Computes the value estimation loss for actor-critic training.

All tensors should have a single batch dimension.

Args:

  • time_steps: A batch of timesteps.
  • returns: Per-timestep returns for value function to predict. (Should come from TD-lambda computation.)
  • weights: Optional scalar or element-wise (per-batch-entry) importance weights. Includes a mask for invalid timesteps.
  • debug_summaries: True if debug summaries should be created.
  • training: Whether this loss is going to be used for training.

Returns:

  • value_estimation_loss: A scalar value_estimation_loss loss.

with_name_scope

@classmethod
with_name_scope(
    cls, method
)

Decorator to automatically enter the module name scope.

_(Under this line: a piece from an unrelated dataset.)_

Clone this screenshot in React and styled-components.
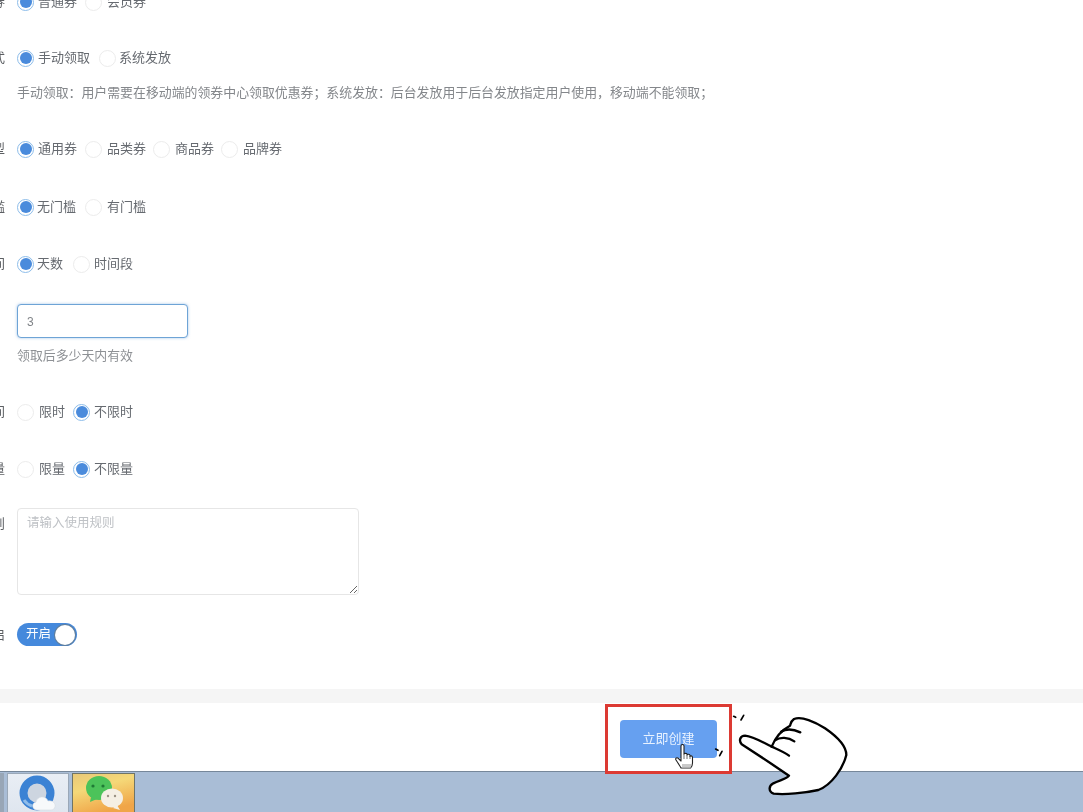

class MyModule(tf.Module):
  @tf.Module.with_name_scope
  def __call__(self, x):
    if not hasattr(self, 'w'):
      self.w = tf.Variable(tf.random.normal([x.shape[1], 64]))
    return tf.matmul(x, self.w)

Using the above module would produce tf.Variables and tf.Tensors whose names included the module name:

mod = MyModule()
mod(tf.ones([8, 32]))
# ==> <tf.Tensor: ...>
mod.w
# ==> <tf.Variable ...'my_module/w:0'>

Args:

  • method: The method to wrap.

Returns:

The original method wrapped such that it enters the module's name scope.